Etched unveiled Sohu: the world's first transformer-specific AI chip
As the demand for computing power rises, and NVIDIA's dominance increases, alternative AI chip companies have emerged and tech firms have turned to developing in-house inferencing chips specialized in running AI models. Etched, however, is unlike those other companies because it is developing algorithm-specific AI chips (ASICs) designed to run transformer models exclusively. This bold move represents a significant bet on the continued dominance of transformer architecture in AI, given that if transformer models were to be replaced as the dominant architecture by any other, the chips would become useless.
Sohu, Etched's first chip, boasts unprecedented performance for transformer models. Etched claims that Sohu is significantly faster and cheaper than its competitors, including NVIDIA's next-generation Blackwell B200 GPUs. This claim is backed by Sohu's 500,000 tokens per second throughput for Llama 70B, an unthinkable feat for any current or next-generation GPU, and one that enables Sohu to support otherwise impossible applications. Key features of Sohu include:
- Specialized architecture: Traditional GPUs devote most of their area to programmability to gain flexibility and support multiple architectures. Since Sohu is transformer-specific, it can dispense with this requirement and fit more math blocks, the ones yielding the computing power. With this approach, Sohu achieves over 90% FLOPS utilization, compared to ~30% on GPUs.
- Impressive scalability: Because of its unique architecture, an 8xSohu server reportedly replaces 160 H100 GPUs.
- Wide compatibility: Sohu supports all major transformer models from companies like Google, Meta, Microsoft, and OpenAI, and will handle enhancements and modifications to future transformer-based models.
Etched argues that the increasing scale and cost of AI model training and inference make specialized chips inevitable.
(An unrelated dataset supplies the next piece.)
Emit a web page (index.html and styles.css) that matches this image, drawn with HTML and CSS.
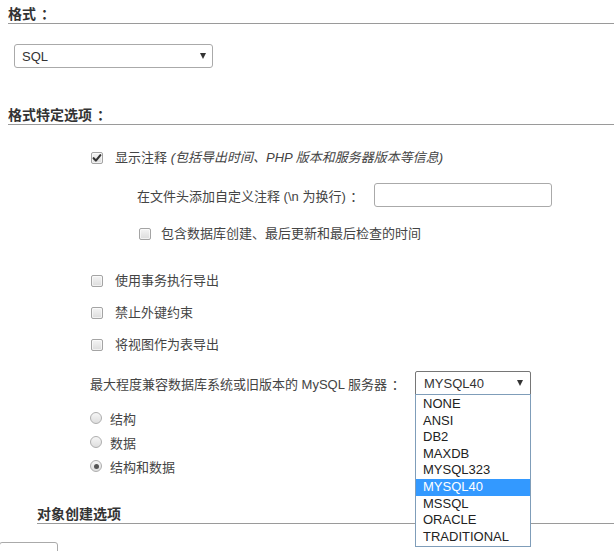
FILE: index.html
```html
<!DOCTYPE html>
<html lang="zh-CN">
<head>
<meta charset="utf-8">
<title>导出</title>
<link rel="stylesheet" href="styles.css">
</head>
<body>
<div class="page">
  <h3 class="sec-title first">格式<span class="colon">：</span></h3>
  <div class="select sel-format"><span>SQL</span><span class="arrow"></span></div>

  <h3 class="sec-title second">格式特定选项<span class="colon">：</span></h3>

  <div class="options">
    <div class="opt opt-first">
      <span class="cb checked"><svg viewBox="0 0 12 12" width="12" height="12"><path d="M2.6 6.2 L4.9 8.6 L9.4 3.2" fill="none" stroke="#333" stroke-width="2.1" stroke-linecap="round" stroke-linejoin="round"/></svg></span>
      <span class="lbl">显示注释 <i>(包括导出时间、PHP 版本和服务器版本等信息)</i></span>
    </div>
    <div class="sub">
      <div class="opt-input">
        <span class="lbl">在文件头添加自定义注释 (\n 为换行)<span class="colon">：</span></span>
        <span class="textbox"></span>
      </div>
      <div class="opt opt-sub">
        <span class="cb"></span>
        <span class="lbl">包含数据库创建、最后更新和最后检查的时间</span>
      </div>
    </div>

    <div class="opt opt-group">
      <span class="cb"></span>
      <span class="lbl">使用事务执行导出</span>
    </div>
    <div class="opt opt-next">
      <span class="cb"></span>
      <span class="lbl">禁止外键约束</span>
    </div>
    <div class="opt opt-next">
      <span class="cb"></span>
      <span class="lbl">将视图作为表导出</span>
    </div>

    <div class="compat">
      <span class="lbl">最大程度兼容数据库系统或旧版本的 MySQL 服务器<span class="colon">：</span></span>
      <div class="select-wrap">
        <div class="select sel-compat open"><span>MYSQL40</span><span class="arrow"></span></div>
        <ul class="dropdown">
          <li>NONE</li>
          <li>ANSI</li>
          <li>DB2</li>
          <li>MAXDB</li>
          <li>MYSQL323</li>
          <li class="active">MYSQL40</li>
          <li>MSSQL</li>
          <li>ORACLE</li>
          <li>TRADITIONAL</li>
        </ul>
      </div>
    </div>

    <div class="radios">
      <div class="radio-row"><span class="rb"></span><span class="lbl">结构</span></div>
      <div class="radio-row"><span class="rb"></span><span class="lbl">数据</span></div>
      <div class="radio-row"><span class="rb checked"></span><span class="lbl">结构和数据</span></div>
    </div>
  </div>

  <h3 class="sub-title">对象创建选项</h3>
  <div class="bottom-box"></div>
</div>
</body>
</html>
```

FILE: styles.css
```css
html, body {
  margin: 0;
  padding: 0;
  background: #fff;
}
body {
  font-family: "Liberation Sans", "Noto Sans CJK SC", sans-serif;
  font-size: 13px;
  color: #444;
  overflow: hidden;
}
.colon {
  padding-left: 0.35em;
  margin-right: -0.35em;
}
.page {
  padding-left: 8px;
}
.sec-title {
  margin: 0;
  font-size: 14px;
  font-weight: bold;
  color: #333;
  line-height: 17px;
  height: 17px;
  border-bottom: 1px solid #9a9a9a;
}
.sec-title.first {
  padding-top: 6px;
}
.sec-title.second {
  margin-top: 39px;
}
.select {
  box-sizing: border-box;
  display: flex;
  align-items: center;
  justify-content: space-between;
  height: 24px;
  border: 1px solid #aaa;
  border-radius: 3px;
  background: #fff;
  padding: 0 6px 0 7px;
  color: #333;
  font-size: 13px;
}
.sel-format {
  margin: 20px 0 0 6px;
  width: 199px;
}
.arrow {
  width: 0;
  height: 0;
  border-left: 3px solid transparent;
  border-right: 3px solid transparent;
  border-top: 6px solid #333;
}
.options {
  padding-left: 83px;
}
.opt {
  display: flex;
  align-items: center;
  height: 18px;
}
.opt-first { margin-top: 24px; }
.opt-sub { margin-top: 18px; }
.opt-group { margin-top: 29px; }
.opt-next { margin-top: 14px; }
.cb {
  box-sizing: border-box;
  width: 12px;
  height: 12px;
  border: 1px solid #a4a4a4;
  border-radius: 2px;
  background: linear-gradient(#f4f4f4, #dcdcdc);
  box-shadow: inset 0 0 0 1px rgba(255,255,255,0.6);
  margin-right: 12px;
  flex: none;
  display: flex;
  align-items: center;
  justify-content: center;
}
.cb svg {
  display: block;
  margin: -1px;
}
.cb + .lbl {
  line-height: 18px;
}
.lbl i {
  font-style: italic;
}
.sub {
  padding-left: 46px;
}
.sub .opt-input {
  margin-top: 16px;
  display: flex;
  align-items: center;
  height: 24px;
}
.opt-input .lbl {
  width: 237px;
}
.textbox {
  box-sizing: border-box;
  width: 178px;
  height: 24px;
  border: 1px solid #aaa;
  border-radius: 3px;
  background: #fff;
}
.sub .opt-sub {
  padding-left: 2px;
}
.sub .opt-sub .cb {
  margin-right: 10px;
}
.compat {
  margin-top: 17px;
  margin-left: -1px;
  display: flex;
  align-items: center;
  height: 24px;
}
.compat .lbl {
  width: 325px;
}
.select-wrap {
  position: relative;
}
.sel-compat {
  width: 116px;
  padding-left: 8px;
  padding-right: 7px;
}
.sel-compat.open {
  border-color: #767676;
  border-radius: 2px 2px 0 0;
}
.dropdown {
  position: absolute;
  top: 23px;
  left: 0;
  box-sizing: border-box;
  width: 116px;
  margin: 0;
  padding: 1px 0 1px;
  list-style: none;
  background: #fff;
  border: 1px solid #7f9db9;
  z-index: 10;
}
.dropdown li {
  height: 16.6px;
  line-height: 16.6px;
  padding-left: 7px;
  color: #222;
  font-size: 13px;
}
.dropdown li.active {
  background: #3399ff;
  color: #fff;
}
.radios {
  margin-top: 14px;
  margin-left: -1px;
}
.radio-row {
  display: flex;
  align-items: center;
  height: 18px;
  margin-bottom: 6px;
}
.rb {
  box-sizing: border-box;
  width: 12px;
  height: 12px;
  border: 1px solid #aeaeae;
  border-radius: 50%;
  background: linear-gradient(#f6f6f6, #dedede);
  margin-right: 8px;
  flex: none;
  display: flex;
  align-items: center;
  justify-content: center;
}
.rb.checked::after {
  content: "";
  width: 5px;
  height: 5px;
  border-radius: 50%;
  background: #555;
}
.sub-title {
  margin: 31px 0 0 29px;
  font-size: 14px;
  font-weight: bold;
  color: #333;
  line-height: 17px;
  height: 17px;
  border-bottom: 1px solid #9a9a9a;
}
.bottom-box {
  box-sizing: border-box;
  margin: 18px 0 0 -9px;
  width: 67px;
  height: 24px;
  border: 1px solid #aaa;
  border-radius: 3px;
}
.bottom-box {
  width: 59px;
}
```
They believe transformers will continue to dominate the AI landscape, justifying their algorithm-specific approach. Only time can tell whether Etched's bet will pay off.
In the meantime, the company has secured a partnership with TSMC on their 4nm process, talent hailing from major AI chip projects, and early customers reserving funds for Etched hardware. Moreover, the company opened a registration form to grant interested individuals and organizations access to the Sohu Developer Cloud and is looking to grow its team.